The highpoint of Fox’s media mogul career was the opening of a new seven-storey premises on the corner of Franklin Square and Dover, which would become known as the Fox Building. Though like all things, time moves on and trends change and the Gazette was left behind by the early years of the 20th Century. Barry-Hayes suggests that the decline in the paper’s circulation was due to the introduction of the 18th Amendment which imposed the federal prohibition of alcohol as the paper was viewed as no longer acceptable in bars and barbershops (the latter precipitated by women frequenting male barbershops for the flapper hairstyle).

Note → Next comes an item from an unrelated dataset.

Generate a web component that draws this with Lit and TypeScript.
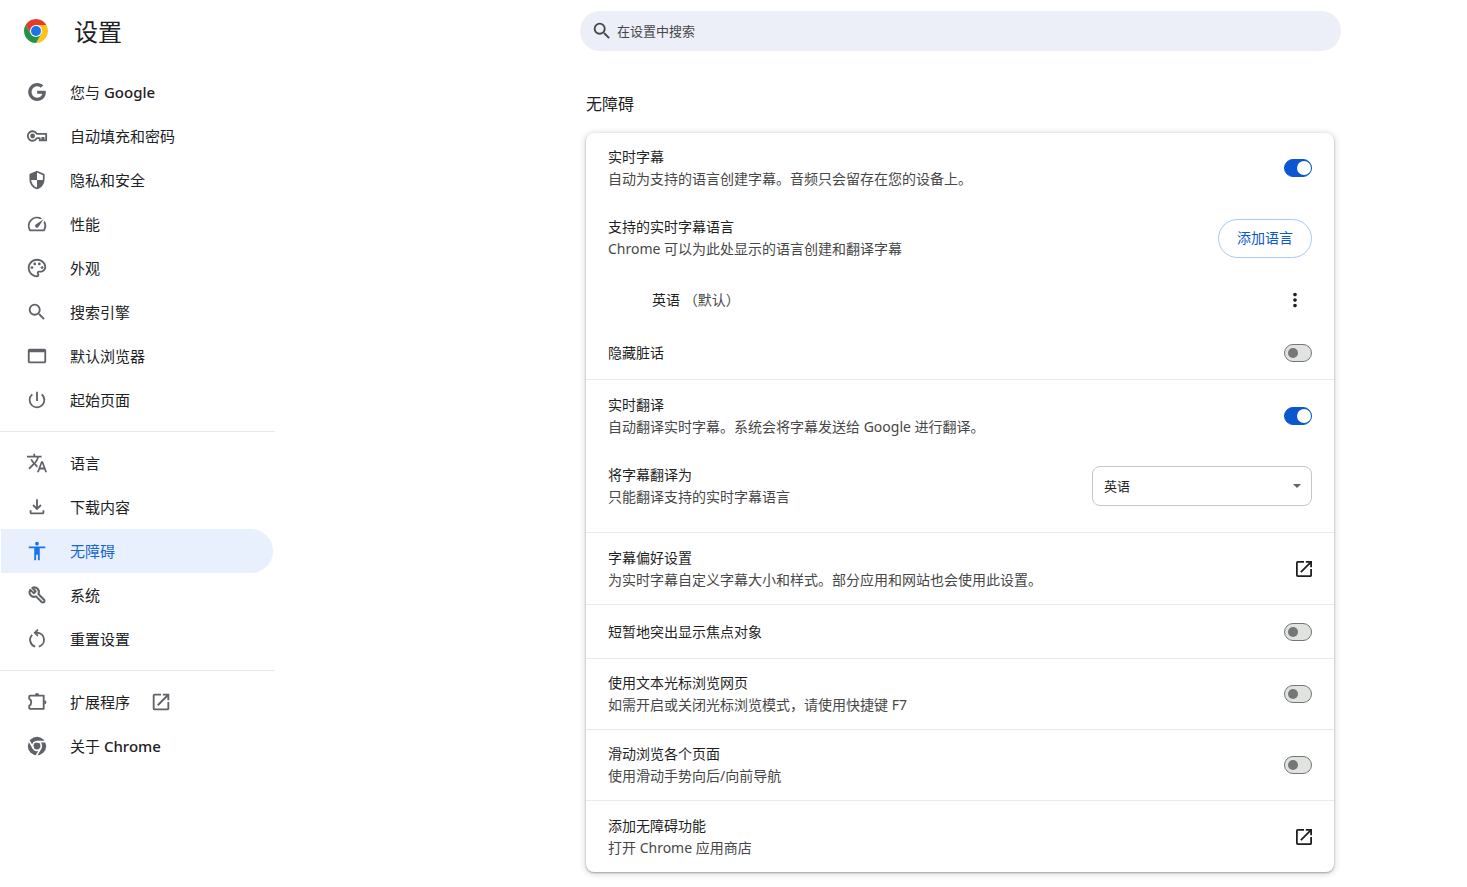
import { LitElement, html, css, svg, nothing } from "lit";
import { customElement, property } from "lit/decorators.js";

const icons: Record<string, unknown> = {
  google: svg`<path transform="translate(2.2 2.2) scale(.816)" d="M12.24 10.285V14.4h6.806c-.275 1.765-2.056 5.174-6.806 5.174-4.095 0-7.439-3.389-7.439-7.574s3.345-7.574 7.439-7.574c2.33 0 3.891.989 4.785 1.849l3.254-3.138C18.189 1.186 15.479 0 12.24 0c-6.635 0-12 5.365-12 12s5.365 12 12 12c6.926 0 11.52-4.869 11.52-11.726 0-.788-.085-1.39-.189-1.989H12.24z"/>`,
  key: svg`<path d="M11.800 9.600H22V16.800H19.300V14H17.700V16.800H15V14.400H11.800A5.200 5.200 0 1 1 11.800 9.600Z" fill="none" stroke="currentColor" stroke-width="2" stroke-linejoin="round"/><circle cx="7.200" cy="12" r="2.600"/>`,
  shield: svg`<path transform="translate(23 1) scale(-.917 .917)" d="M12 1L3 5v6c0 5.550 3.840 10.740 9 12 5.160-1.260 9-6.450 9-12V5l-9-4zm0 10.990h7c-.53 4.120-3.280 7.790-7 8.940V12H5V6.300l7-3.110v8.800z"/>`,
  speed: svg`<path d="m20.38 8.57-1.23 1.85a8 8 0 0 1-.22 7.58H5.07A8 8 0 0 1 15.58 6.85l1.85-1.23A10 10 0 0 0 3.35 19a2 2 0 0 0 1.72 1h13.85a2 2 0 0 0 1.740-1 10 10 0 0 0-.27-10.440zm-9.790 6.840a2 2 0 0 0 2.830 0l5.660-8.490-8.490 5.660a2 2 0 0 0 0 2.830z"/>`,
  palette: svg`<path d="M12 22C6.490 22 2 17.510 2 12S6.490 2 12 2s10 4.040 10 9c0 3.310-2.690 6-6 6h-1.770c-.28 0-.5.22-.5.5 0 .12.05.23.13.33.41.47.64 1.060.64 1.670A2.500 2.500 0 0 1 12 22zm0-18c-4.410 0-8 3.590-8 8s3.590 8 8 8c.28 0 .5-.22.5-.5a.54.54 0 0 0-.14-.35c-.41-.46-.63-1.050-.63-1.650a2.500 2.500 0 0 1 2.500-2.500H16c2.210 0 4-1.790 4-4 0-3.860-3.590-7-8-7z"/><circle cx="6.500" cy="11.500" r="1.500"/><circle cx="9.500" cy="7.500" r="1.500"/><circle cx="14.500" cy="7.500" r="1.500"/><circle cx="17.500" cy="11.500" r="1.500"/>`,
  search: svg`<path d="M15.500 14h-.79l-.28-.27A6.471 6.471 0 0 0 16 9.500 6.500 6.500 0 1 0 9.500 16c1.610 0 3.090-.59 4.230-1.570l.27.28v.79l5 4.990L20.490 19l-4.990-5zm-6 0C7.010 14 5 11.990 5 9.500S7.010 5 9.500 5 14 7.010 14 9.500 11.990 14 9.500 14z"/>`,
  browser: svg`<path d="M20 4H4c-1.100 0-2 .9-2 2v12c0 1.100.9 2 2 2h16c1.100 0 2-.9 2-2V6c0-1.100-.9-2-2-2zm0 14H4V8h16v10z"/>`,
  power: svg`<path d="M13 3h-2v10h2V3zm4.830 2.170-1.420 1.420A6.920 6.920 0 0 1 19 12c0 3.870-3.130 7-7 7A6.995 6.995 0 0 1 7.580 6.580L6.170 5.170A8.932 8.932 0 0 0 3 12a9 9 0 0 0 18 0c0-2.740-1.230-5.180-3.170-6.830z"/>`,
  translate: svg`<path d="m12.870 15.070-2.540-2.510.03-.03A17.520 17.520 0 0 0 14.070 6H17V4h-7V2H8v2H1v1.990h11.170C11.500 7.920 10.440 9.750 9 11.350 8.070 10.320 7.300 9.190 6.690 8h-2c.73 1.630 1.730 3.170 2.980 4.560l-5.090 5.020L4 19l5-5 3.110 3.110.76-2.040zM18.500 10h-2L12 22h2l1.120-3h4.750L21 22h2l-4.500-12zm-2.620 7 1.620-4.330L19.120 17h-3.240z"/>`,
  download: svg`<path d="m12 15.500-5-5 1.400-1.400 2.600 2.600V3.500h2v8.200l2.600-2.600L17 10.500l-5 5zM6 20c-1.100 0-2-.9-2-2v-2.500h2V18h12v-2.500h2V18c0 1.100-.9 2-2 2H6z"/>`,
  accessibility: svg`<path d="M12 2c1.100 0 2 .9 2 2s-.9 2-2 2-2-.9-2-2 .9-2 2-2zm9 7h-6v13h-2v-6h-2v6H9V9H3V7h18v2z"/>`,
  wrench: svg`<path d="M4.700 6.400 8.600 10 10.600 8 6.900 4.300A4.900 4.900 0 0 1 13.500 10.900L19.700 17.100A1.800 1.800 0 0 1 17.100 19.700L10.900 13.500A4.900 4.900 0 0 1 4.700 6.400Z" fill="none" stroke="currentColor" stroke-width="2.200" stroke-linejoin="round"/>`,
  reset: svg`<g fill="none" stroke="currentColor" stroke-width="2"><path d="M10 20.300A7.700 7.700 0 0 1 6.800 7.400M14 20.300A7.700 7.700 0 0 0 12.500 5.200H10"/><path d="M13 1.800 9.600 5.200 13 8.600"/></g>`,
  extension: svg`<path d="M4.500 5H19.300V19.500H4.500a1 1 0 0 1-1-1V16.200a4.600 4.600 0 0 0 0-7.900V6a1 1 0 0 1 1-1Z" fill="none" stroke="currentColor" stroke-width="2" stroke-linejoin="round"/><path d="M9.700 4.500a2.300 2.300 0 0 1 4.600 0zM20 10a2.300 2.300 0 0 1 0 4.600z"/>`,
  chrome: svg`<circle cx="12" cy="12" r="10"/><circle cx="12" cy="12" r="4.700" fill="none" stroke="#fff" stroke-width="1.800"/><path d="M12 7.300h9.500M7.900 14.350 3.200 6.200M16.100 14.350 11.400 22.500" fill="none" stroke="#fff" stroke-width="1.800"/>`,
  external: svg`<path d="M19 19H5V5h7V3H5a2 2 0 0 0-2 2v14a2 2 0 0 0 2 2h14c1.100 0 2-.9 2-2v-7h-2v7zM14 3v2h3.590l-9.830 9.830 1.410 1.410L19 6.410V10h2V3h-7z"/>`,
  more: svg`<path d="M12 8c1.100 0 2-.9 2-2s-.9-2-2-2-2 .9-2 2 .9 2 2 2zm0 2c-1.100 0-2 .9-2 2s.9 2 2 2 2-.9 2-2-.9-2-2-2zm0 6c-1.100 0-2 .9-2 2s.9 2 2 2 2-.9 2-2-.9-2-2-2z"/>`,
};

const icon = (name: string, cls = "icon", box = "0 0 24 24") =>
  html`<svg class=${cls} viewBox=${box} fill="currentColor" aria-hidden="true">${icons[name]}</svg>`;

interface NavEntry {
  icon: string;
  text: string;
  latin?: string;
  current?: boolean;
  external?: boolean;
}

const groups: NavEntry[][] = [
  [
    { icon: "google", text: "您与 ", latin: "Google" },
    { icon: "key", text: "自动填充和密码" },
    { icon: "shield", text: "隐私和安全" },
    { icon: "speed", text: "性能" },
    { icon: "palette", text: "外观" },
    { icon: "search", text: "搜索引擎" },
    { icon: "browser", text: "默认浏览器" },
    { icon: "power", text: "起始页面" },
  ],
  [
    { icon: "translate", text: "语言" },
    { icon: "download", text: "下载内容" },
    { icon: "accessibility", text: "无障碍", current: true },
    { icon: "wrench", text: "系统" },
    { icon: "reset", text: "重置设置" },
  ],
  [
    { icon: "extension", text: "扩展程序", external: true },
    { icon: "chrome", text: "关于 ", latin: "Chrome" },
  ],
];

@customElement("settings-nav")
export class SettingsNav extends LitElement {
  static styles = css`
    :host { display: block; }
    .brand { display: flex; align-items: center; gap: 26px; height: 62px; padding-left: 24px; margin-bottom: 8px; }
    .logo { width: 24px; height: 24px; }
    .title { margin: 0; padding-top: 2px; font-size: 24px; line-height: 32px; font-weight: 400; color: #202124; }
    .group { list-style: none; margin: 0; padding: 0 2px 0 1px; }
    .divider { height: 1px; margin: 9px 0; border: 0; background: #e8eaed; }
    .link { display: flex; align-items: center; height: 44px; padding-left: 25px; border-radius: 0 22px 22px 0; color: #202124; text-decoration: none; font-size: 15px; line-height: 22px; }
    .link.current { background: #e8f0fe; color: #1967d2; }
    .icon { width: 22px; height: 22px; margin-right: 22px; color: #5f6368; flex: none; }
    .current .icon { color: #1a73e8; }
    .latin { font-weight: 500; }
    .out { width: 22px; height: 22px; margin-left: 20px; color: #5f6368; }
  `;

  render() {
    return html`
      <header class="brand">
        <svg class="logo" viewBox="0 0 48 48" aria-hidden="true">
          <path fill="#e33b2e" d="M24 12H44.780A24 24 0 0 0 3.220 12L13.610 30Z" />
          <path fill="#fcc31e" d="M34.390 30 24 48A24 24 0 0 0 44.780 12H24Z" />
          <path fill="#229342" d="M13.610 30 3.220 12A24 24 0 0 0 24 48L34.390 30Z" />
          <circle cx="24" cy="24" r="12" fill="#fff" />
          <circle cx="24" cy="24" r="10" fill="#1a73e8" />
        </svg>
        <h1 class="title">设置</h1>
      </header>
      <nav aria-label="设置">
        ${groups.map(
          (group, i) => html`
            ${i > 0 ? html`<hr class="divider" />` : nothing}
            <ul class="group">
              ${group.map(
                (e) => html`<li>
                  <a class=${e.current ? "link current" : "link"} href="#${e.icon}" aria-current=${e.current ? "page" : nothing}
                    >${icon(e.icon)}<span>${e.text}${e.latin ? html`<span class="latin">${e.latin}</span>` : nothing}</span>${e.external ? icon("external", "out") : nothing}</a>
                </li>`
              )}
            </ul>
          `
        )}
      </nav>
    `;
  }
}

@customElement("settings-row")
export class SettingsRow extends LitElement {
  @property() heading = "";
  @property() detail = "";
  @property() control = "toggle";
  @property({ type: Boolean }) on = false;

  static styles = css`
    :host { display: block; }
    .row { display: flex; align-items: center; justify-content: space-between; gap: 16px; box-sizing: border-box; min-height: 53px; padding: 13px 22px; font-size: 14px; line-height: 22px; }
    .heading { display: block; color: #1f1f1f; }
    .detail { display: block; color: #474747; }
    .toggle { appearance: none; box-sizing: border-box; display: flex; align-items: center; flex: none; width: 28px; height: 18px; margin: 0; padding: 0 3px; border: 1px solid #747775; border-radius: 9px; background: #e1e3e1; }
    .toggle::before { content: ""; width: 10px; height: 10px; border-radius: 50%; background: #747775; }
    .toggle:checked { justify-content: flex-end; padding: 0; border-color: #0b57d0; background: #0b57d0; }
    .toggle:checked::before { width: 14px; height: 14px; background: #fff; }
    .add { box-sizing: border-box; flex: none; height: 39px; padding: 0 18px; border: 1px solid #a8c7fa; border-radius: 20px; background: #fff; color: #0b57d0; font: inherit; }
    .open { display: flex; flex: none; padding: 0; border: 0; background: none; color: #1f1f1f; }
    .open-icon { width: 16px; height: 16px; }
    .picker { display: grid; flex: 0 1 220px; align-items: center; }
    .select { grid-area: 1 / 1; appearance: none; box-sizing: border-box; width: 100%; height: 40px; padding: 0 11px; border: 1px solid #c4c7c5; border-radius: 8px; background: #fff; color: #1f1f1f; font: inherit; font-size: 13px; }
    .caret { grid-area: 1 / 1; justify-self: end; width: 8px; height: 4px; margin-right: 11px; color: #5f6368; pointer-events: none; }
  `;

  private renderControl() {
    switch (this.control) {
      case "add":
        return html`<button class="add" id="c" type="button">添加语言</button>`;
      case "open":
        return html`<button class="open" id="c" type="button">${icon("external", "open-icon", "3 3 18 18")}</button>`;
      case "select":
        return html`<div class="picker">
          <select class="select" id="c"><option>英语</option></select>
          <svg class="caret" viewBox="0 0 8 4" aria-hidden="true"><path d="M0 0h8L4 4z" fill="currentColor" /></svg>
        </div>`;
      default:
        return html`<input class="toggle" id="c" type="checkbox" role="switch" .checked=${this.on} />`;
    }
  }

  render() {
    return html`<div class="row">
      <label for="c">
        <span class="heading">${this.heading}</span>
        ${this.detail ? html`<span class="detail">${this.detail}</span>` : nothing}
      </label>
      ${this.renderControl()}
    </div>`;
  }
}

@customElement("app-root")
export class AppRoot extends LitElement {
  static styles = css`
    :host { display: flex; min-height: 100vh; background: #fff; color: #1f1f1f; font-family: "Noto Sans", "Noto Sans CJK SC", sans-serif; }
    .side { flex: none; width: 275px; }
    .main { flex: 1; min-width: 0; display: flex; justify-content: flex-end; box-sizing: border-box; padding: 11px 126px 14px 24px; }
    .column { flex: 0 1 761px; min-width: 0; }
    .search { display: flex; align-items: center; gap: 4px; height: 40px; padding: 0 11px; border-radius: 20px; background: #eceff7; color: #474747; }
    .search-icon { width: 22px; height: 22px; flex: none; }
    .field { flex: 1; min-width: 0; padding: 0; border: 0; outline: 0; background: none; color: #474747; font: inherit; font-size: 13px; line-height: 20px; }
    .field::placeholder { color: #474747; opacity: 1; }
    .section { padding: 42px 7px 0 6px; }
    .section-title { margin: 0 0 18px; font-size: 16px; line-height: 22px; font-weight: 400; }
    .card { border-radius: 8px; background: #fff; box-shadow: 0 1px 2px rgba(60, 64, 67, 0.4), 0 1px 6px 1px rgba(60, 64, 67, 0.2); }
    .block.tall { padding-top: 1px; }
    .block.roomy { padding-bottom: 11px; }
    .block + .block { border-top: 1px solid #ebebeb; }
    .language { display: flex; align-items: center; justify-content: space-between; min-height: 53px; padding: 0 28px 0 66px; font-size: 14px; line-height: 22px; }
    .default { color: #474747; }
    .menu { display: flex; padding: 0; border: 0; background: none; color: #1f1f1f; }
    .menu-icon { width: 22px; height: 22px; }
  `;

  render() {
    return html`
      <settings-nav class="side"></settings-nav>
      <main class="main">
        <div class="column">
          <label class="search">
            ${icon("search", "search-icon")}
            <input class="field" type="search" placeholder="在设置中搜索" aria-label="在设置中搜索" />
          </label>
          <section class="section">
            <h2 class="section-title">无障碍</h2>
            <div class="card">
              <div class="block">
                <settings-row heading="实时字幕" detail="自动为支持的语言创建字幕。音频只会留存在您的设备上。" on></settings-row>
                <settings-row heading="支持的实时字幕语言" detail="Chrome 可以为此处显示的语言创建和翻译字幕" control="add"></settings-row>
                <div class="language">
                  <span>英语 <span class="default">（默认）</span></span>
                  <button class="menu" type="button" aria-label="更多操作">${icon("more", "menu-icon")}</button>
                </div>
                <settings-row heading="隐藏脏话"></settings-row>
              </div>
              <div class="block tall roomy">
                <settings-row heading="实时翻译" detail="自动翻译实时字幕。系统会将字幕发送给 Google 进行翻译。" on></settings-row>
                <settings-row heading="将字幕翻译为" detail="只能翻译支持的实时字幕语言" control="select"></settings-row>
              </div>
              <div class="block tall">
                <settings-row heading="字幕偏好设置" detail="为实时字幕自定义字幕大小和样式。部分应用和网站也会使用此设置。" control="open"></settings-row>
              </div>
              <div class="block">
                <settings-row heading="短暂地突出显示焦点对象"></settings-row>
              </div>
              <div class="block">
                <settings-row heading="使用文本光标浏览网页" detail="如需开启或关闭光标浏览模式，请使用快捷键 F7"></settings-row>
              </div>
              <div class="block">
                <settings-row heading="滑动浏览各个页面" detail="使用滑动手势向后/向前导航"></settings-row>
              </div>
              <div class="block tall">
                <settings-row heading="添加无障碍功能" detail="打开 Chrome 应用商店" control="open"></settings-row>
              </div>
            </div>
          </section>
        </div>
      </main>
    `;
  }
}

Nevertheless, upon his death on 15th November 1922, Fox left behind a fortune of over $3,000,000. Such wealth is displayed by his mausoleum at the Woodlawn Cemetery in the Bronx. In June 1997, Fox was posthumously inducted into the International Boxing Hall of Fame with the legendary Don King, with the Belfast-native’s citation reading as ‘having done more to popularise boxing in the United States than anyone else in the nineteenth century.’ The IBHOF believe that the National Police Gazette was ‘the authoritative boxing journal before The Ring and the most important sporting newspaper of the time.’ Perhaps it’s best to finish with the words of Conor Heffernan who’s recent article in the Historical Studies in Ethnicity, Migration and Diaspora carried the lines that Fox ‘has been depicted as a chief evangelist in a certain kind of rugged American masculinity, as a man who shaped print standards in the United States and a man who revolutionised prize fighting.’ The sport of boxing as we know it owes a lot to the pioneering character of Richard Kyle Fox.